[Stated goal] Give the data below again exactly as written, without its pictures.

>> begin Source material

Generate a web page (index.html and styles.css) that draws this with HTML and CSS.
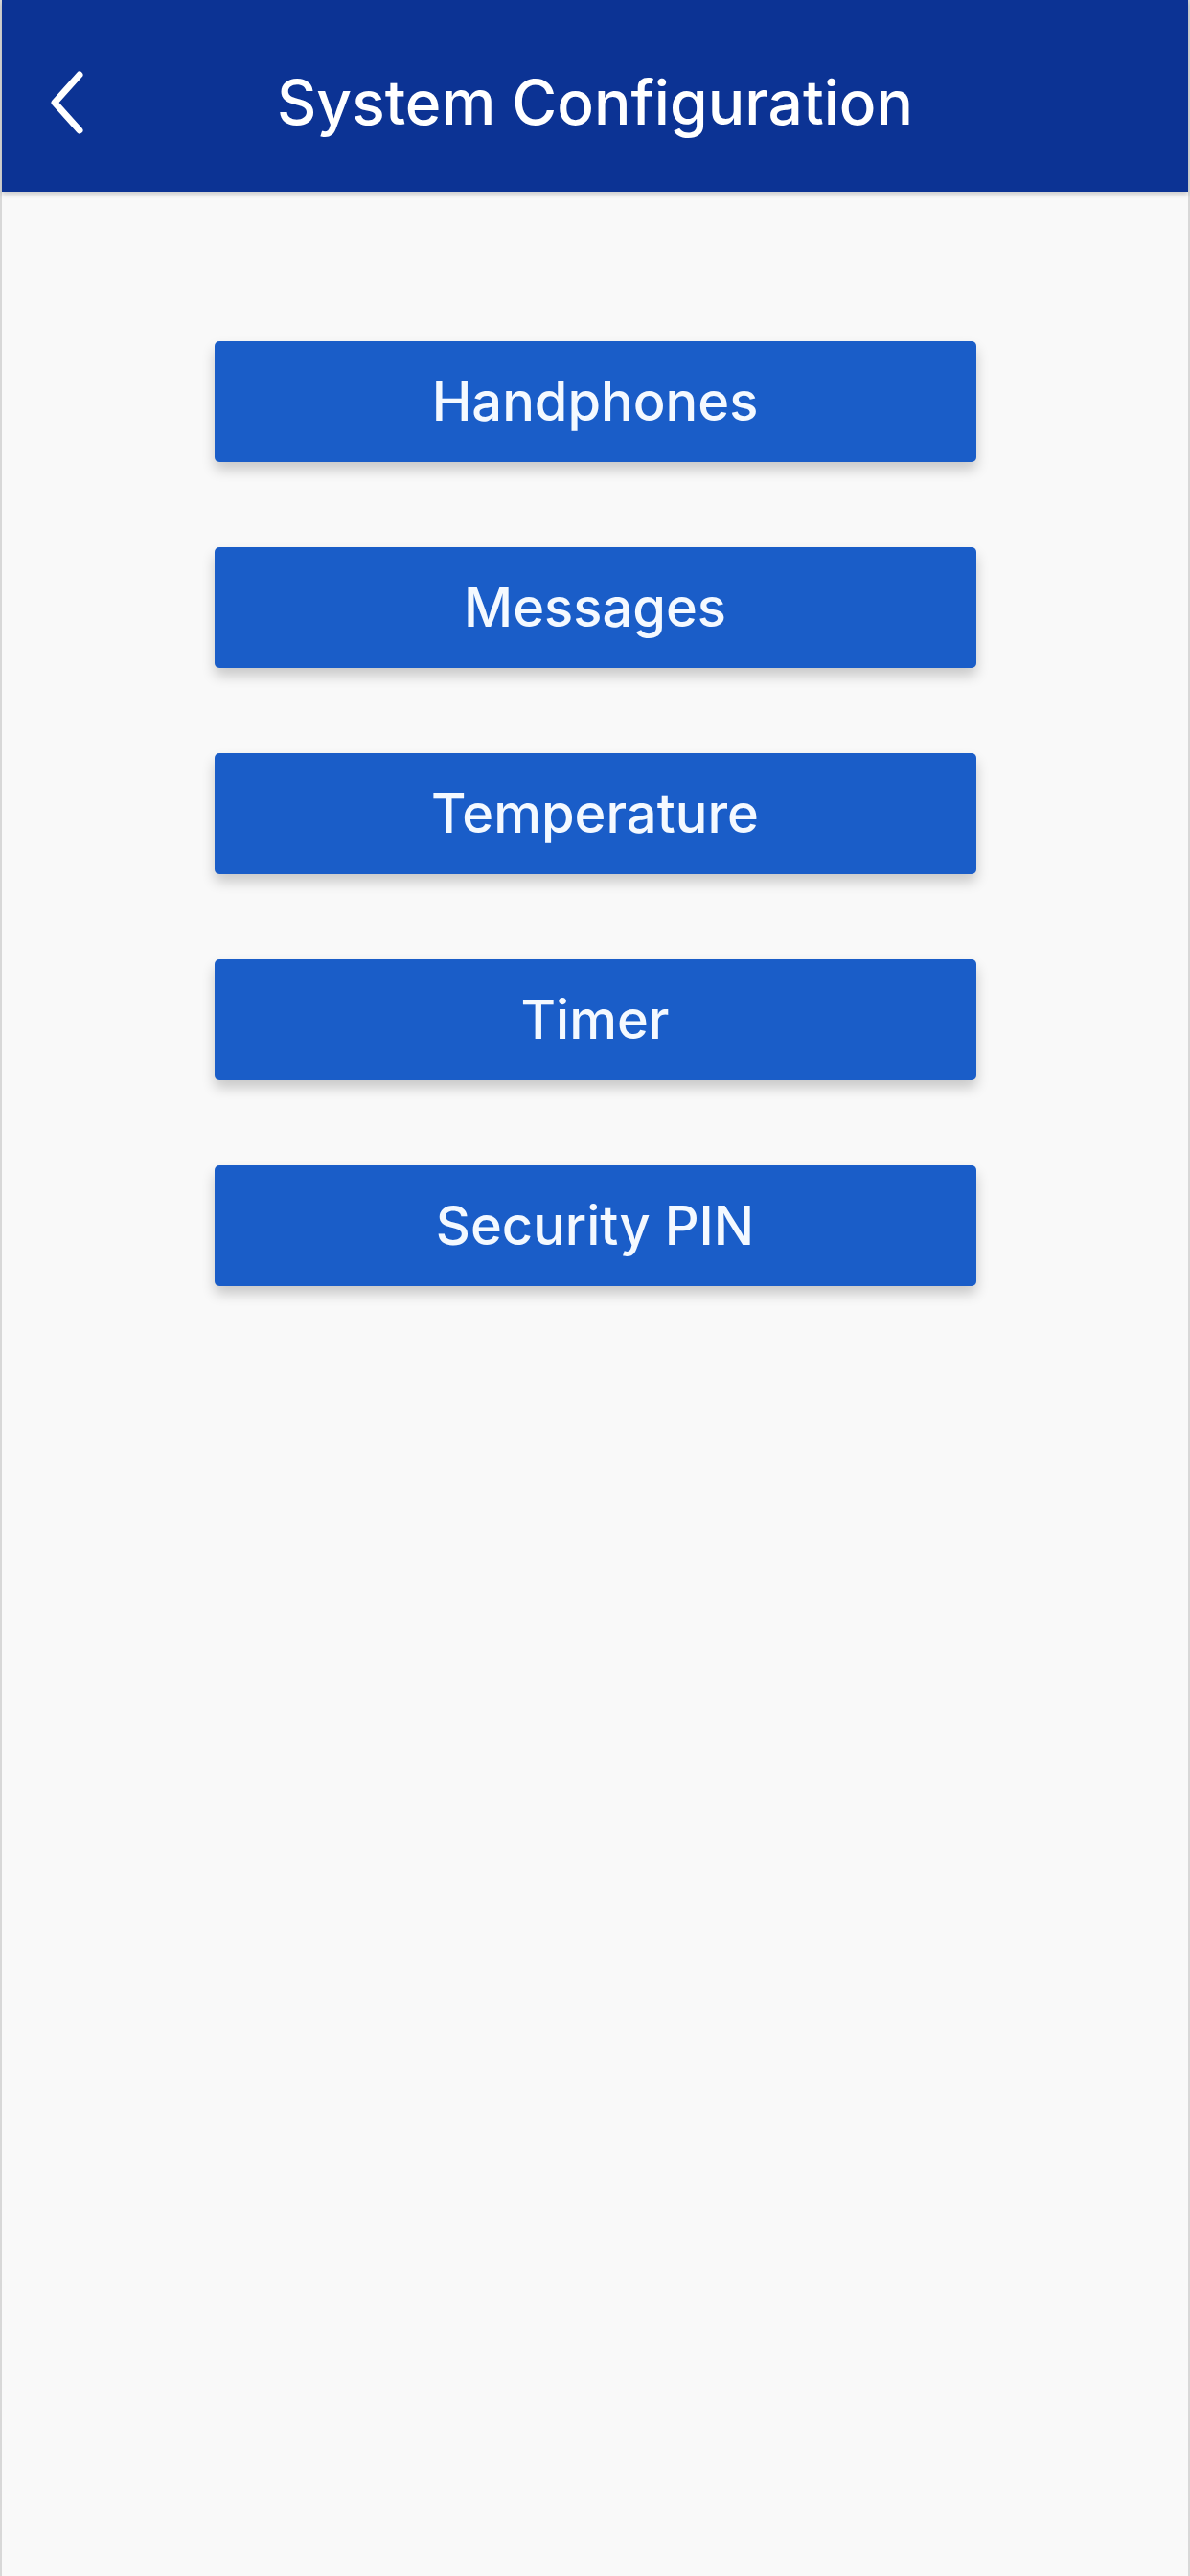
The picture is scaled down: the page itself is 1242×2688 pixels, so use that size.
FILE: index.html
```html
<!DOCTYPE html>
<html lang="en">

<head>
    <meta charset="UTF-8">
    <meta name="viewport" content="width=device-width, initial-scale=1.0">
    <title>System Configuration</title>
    <link rel="stylesheet" href="styles.css">
</head>

<body>
    <div class="screen">
        <header class="topbar">
            <button class="back" aria-label="Back">
                <svg width="40" height="70" viewBox="0 0 40 70">
                    <path d="M33 6 L7 35 L33 64" fill="none" stroke="#fff" stroke-width="7" stroke-linecap="round" stroke-linejoin="round" />
                </svg>
            </button>
            <h1 class="title">System Configuration</h1>
        </header>

        <nav class="menu">
            <button class="menu-btn">Handphones</button>
            <button class="menu-btn">Messages</button>
            <button class="menu-btn">Temperature</button>
            <button class="menu-btn">Timer</button>
            <button class="menu-btn">Security PIN</button>
        </nav>
    </div>
</body>

</html>
```

FILE: styles.css
```css
body {
    margin: 0;
    padding: 0;
    font-family: Inter, Roboto, "Noto Sans", sans-serif;
    background-color: #f9f9f9;
}

.screen {
    min-height: 2688px;
    box-sizing: border-box;
    border-left: 2px solid #d8d8d8;
    border-right: 2px solid #d8d8d8;
    background-color: #f9f9f9;
}

.topbar {
    position: relative;
    height: 200px;
    box-sizing: border-box;
    padding-top: 12px;
    display: flex;
    align-items: center;
    justify-content: center;
    background-color: #0c3394;
    box-shadow: 0 3px 5px rgba(0, 0, 0, 0.18);
}

.back {
    position: absolute;
    left: 48px;
    top: 72px;
    padding: 0;
    border: none;
    background: none;
    display: flex;
}

.title {
    margin: 0;
    color: #fff;
    font-size: 64px;
    font-weight: 500;
}

.menu {
    display: flex;
    flex-direction: column;
    align-items: center;
    gap: 89px;
    padding-top: 156px;
}

.menu-btn {
    width: 795px;
    height: 126px;
    border: none;
    border-radius: 5px;
    background-color: #1a5dc8;
    color: #f4f9ff;
    font-family: inherit;
    font-size: 56px;
    font-weight: 500;
    box-shadow: 0 8px 14px rgba(0, 0, 0, 0.2);
}
```
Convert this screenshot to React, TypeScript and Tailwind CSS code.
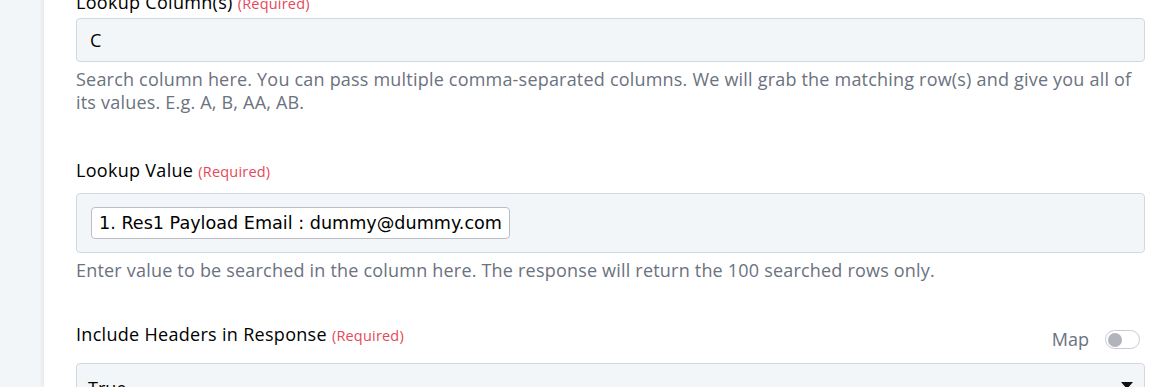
import React from "react";

function Req() {
  return <span className="text-[14.5px] text-[#e5485a] ml-[5px] tracking-[0.2px]">(Required)</span>;
}

export default function App() {
  return (
    <div className="flex h-[387px] w-[1159px] overflow-hidden bg-[#f3f6f9] font-['Open_Sans',sans-serif]">
      <div className="w-[44px] shrink-0 bg-[#f3f6f9]" />
      <div className="flex-1 bg-white shadow-[-2px_0_4px_rgba(0,0,0,0.06)] pl-[32px] pr-[14px] -mt-[9px]">
        <div className="h-[18px] text-[18px] leading-[22px] tracking-[0.3px] text-black">
          Lookup Column(s)<Req />
        </div>
        <div className="mt-[9px] h-[44px] rounded-[4px] border border-[#d3d8e0] bg-[#f3f6f9] flex items-center px-[13px] text-[18px] text-black">
          C
        </div>
        <p className="mt-[6px] text-[18px] leading-[23px] tracking-[0.2px] text-[#6b7280]">
          Search column here. You can pass multiple comma-separated columns. We will grab the matching row(s) and give you all of its values. E.g. A, B, AA, AB.
        </p>
        <div className="mt-[45px] text-[18px] leading-[22px] tracking-[0.3px] text-black">
          Lookup Value<Req />
        </div>
        <div className="mt-[10px] h-[60px] rounded-[4px] border border-[#d3d8e0] bg-[#f3f6f9] flex items-center px-[14px]">
          <span className="rounded-[4px] border border-[#b9bec6] bg-white px-[7px] h-[32px] flex items-center text-[17.6px] text-black font-['DejaVu_Sans',sans-serif]">
            1. Res1 Payload Email : dummy@dummy.com
          </span>
        </div>
        <p className="mt-[6px] text-[18px] leading-[23px] tracking-[0.2px] text-[#6b7280]">
          Enter value to be searched in the column here. The response will return the 100 searched rows only.
        </p>
        <div className="mt-[41px] flex items-end justify-between">
          <div className="text-[18px] leading-[22px] tracking-[0.3px] text-black">
            Include Headers in Response<Req />
          </div>
          <div className="flex items-center gap-[16px] pr-[5px] -mb-[6px]">
            <span className="text-[18px] text-[#6b7280]">Map</span>
            <span className="w-[35px] h-[19px] rounded-full border border-[#c7ccd3] bg-white flex items-center px-[2px]">
              <span className="w-[14px] h-[14px] rounded-full bg-[#b1b5bb]" />
            </span>
          </div>
        </div>
        <div className="mt-[16px] h-[44px] rounded-[4px] border border-[#d3d8e0] bg-[#f3f6f9] flex items-start justify-between px-[11px] pt-[11px] text-[18px] text-black">
          <span>True</span>
          <svg width="12" height="8" viewBox="0 0 12 8" className="mt-[7px]"><path d="M0 0 L12 0 L6 7 Z" fill="#111" /></svg>
        </div>
      </div>
    </div>
  );
}
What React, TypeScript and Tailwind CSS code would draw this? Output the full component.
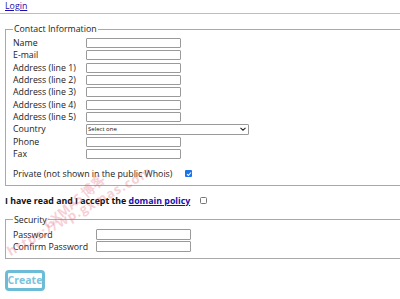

>> end Source material

[Answer for this exercise]
Generate a web page (index.html and styles.css) that draws this with HTML and CSS.
The picture is scaled down: the page itself is 1242×2688 pixels, so use that size.
FILE: index.html
```html
<!DOCTYPE html>
<html lang="en">

<head>
    <meta charset="UTF-8">
    <meta name="viewport" content="width=device-width, initial-scale=1.0">
    <title>System Configuration</title>
    <link rel="stylesheet" href="styles.css">
</head>

<body>
    <div class="screen">
        <header class="topbar">
            <button class="back" aria-label="Back">
                <svg width="40" height="70" viewBox="0 0 40 70">
                    <path d="M33 6 L7 35 L33 64" fill="none" stroke="#fff" stroke-width="7" stroke-linecap="round" stroke-linejoin="round" />
                </svg>
            </button>
            <h1 class="title">System Configuration</h1>
        </header>

        <nav class="menu">
            <button class="menu-btn">Handphones</button>
            <button class="menu-btn">Messages</button>
            <button class="menu-btn">Temperature</button>
            <button class="menu-btn">Timer</button>
            <button class="menu-btn">Security PIN</button>
        </nav>
    </div>
</body>

</html>
```

FILE: styles.css
```css
body {
    margin: 0;
    padding: 0;
    font-family: Inter, Roboto, "Noto Sans", sans-serif;
    background-color: #f9f9f9;
}

.screen {
    min-height: 2688px;
    box-sizing: border-box;
    border-left: 2px solid #d8d8d8;
    border-right: 2px solid #d8d8d8;
    background-color: #f9f9f9;
}

.topbar {
    position: relative;
    height: 200px;
    box-sizing: border-box;
    padding-top: 12px;
    display: flex;
    align-items: center;
    justify-content: center;
    background-color: #0c3394;
    box-shadow: 0 3px 5px rgba(0, 0, 0, 0.18);
}

.back {
    position: absolute;
    left: 48px;
    top: 72px;
    padding: 0;
    border: none;
    background: none;
    display: flex;
}

.title {
    margin: 0;
    color: #fff;
    font-size: 64px;
    font-weight: 500;
}

.menu {
    display: flex;
    flex-direction: column;
    align-items: center;
    gap: 89px;
    padding-top: 156px;
}

.menu-btn {
    width: 795px;
    height: 126px;
    border: none;
    border-radius: 5px;
    background-color: #1a5dc8;
    color: #f4f9ff;
    font-family: inherit;
    font-size: 56px;
    font-weight: 500;
    box-shadow: 0 8px 14px rgba(0, 0, 0, 0.2);
}
```
Convert this screenshot to React, TypeScript and Tailwind CSS code.
import React from "react";

function Req() {
  return <span className="text-[14.5px] text-[#e5485a] ml-[5px] tracking-[0.2px]">(Required)</span>;
}

export default function App() {
  return (
    <div className="flex h-[387px] w-[1159px] overflow-hidden bg-[#f3f6f9] font-['Open_Sans',sans-serif]">
      <div className="w-[44px] shrink-0 bg-[#f3f6f9]" />
      <div className="flex-1 bg-white shadow-[-2px_0_4px_rgba(0,0,0,0.06)] pl-[32px] pr-[14px] -mt-[9px]">
        <div className="h-[18px] text-[18px] leading-[22px] tracking-[0.3px] text-black">
          Lookup Column(s)<Req />
        </div>
        <div className="mt-[9px] h-[44px] rounded-[4px] border border-[#d3d8e0] bg-[#f3f6f9] flex items-center px-[13px] text-[18px] text-black">
          C
        </div>
        <p className="mt-[6px] text-[18px] leading-[23px] tracking-[0.2px] text-[#6b7280]">
          Search column here. You can pass multiple comma-separated columns. We will grab the matching row(s) and give you all of its values. E.g. A, B, AA, AB.
        </p>
        <div className="mt-[45px] text-[18px] leading-[22px] tracking-[0.3px] text-black">
          Lookup Value<Req />
        </div>
        <div className="mt-[10px] h-[60px] rounded-[4px] border border-[#d3d8e0] bg-[#f3f6f9] flex items-center px-[14px]">
          <span className="rounded-[4px] border border-[#b9bec6] bg-white px-[7px] h-[32px] flex items-center text-[17.6px] text-black font-['DejaVu_Sans',sans-serif]">
            1. Res1 Payload Email : dummy@dummy.com
          </span>
        </div>
        <p className="mt-[6px] text-[18px] leading-[23px] tracking-[0.2px] text-[#6b7280]">
          Enter value to be searched in the column here. The response will return the 100 searched rows only.
        </p>
        <div className="mt-[41px] flex items-end justify-between">
          <div className="text-[18px] leading-[22px] tracking-[0.3px] text-black">
            Include Headers in Response<Req />
          </div>
          <div className="flex items-center gap-[16px] pr-[5px] -mb-[6px]">
            <span className="text-[18px] text-[#6b7280]">Map</span>
            <span className="w-[35px] h-[19px] rounded-full border border-[#c7ccd3] bg-white flex items-center px-[2px]">
              <span className="w-[14px] h-[14px] rounded-full bg-[#b1b5bb]" />
            </span>
          </div>
        </div>
        <div className="mt-[16px] h-[44px] rounded-[4px] border border-[#d3d8e0] bg-[#f3f6f9] flex items-start justify-between px-[11px] pt-[11px] text-[18px] text-black">
          <span>True</span>
          <svg width="12" height="8" viewBox="0 0 12 8" className="mt-[7px]"><path d="M0 0 L12 0 L6 7 Z" fill="#111" /></svg>
        </div>
      </div>
    </div>
  );
}
What React, TypeScript and Tailwind CSS code would draw this? Output the full component.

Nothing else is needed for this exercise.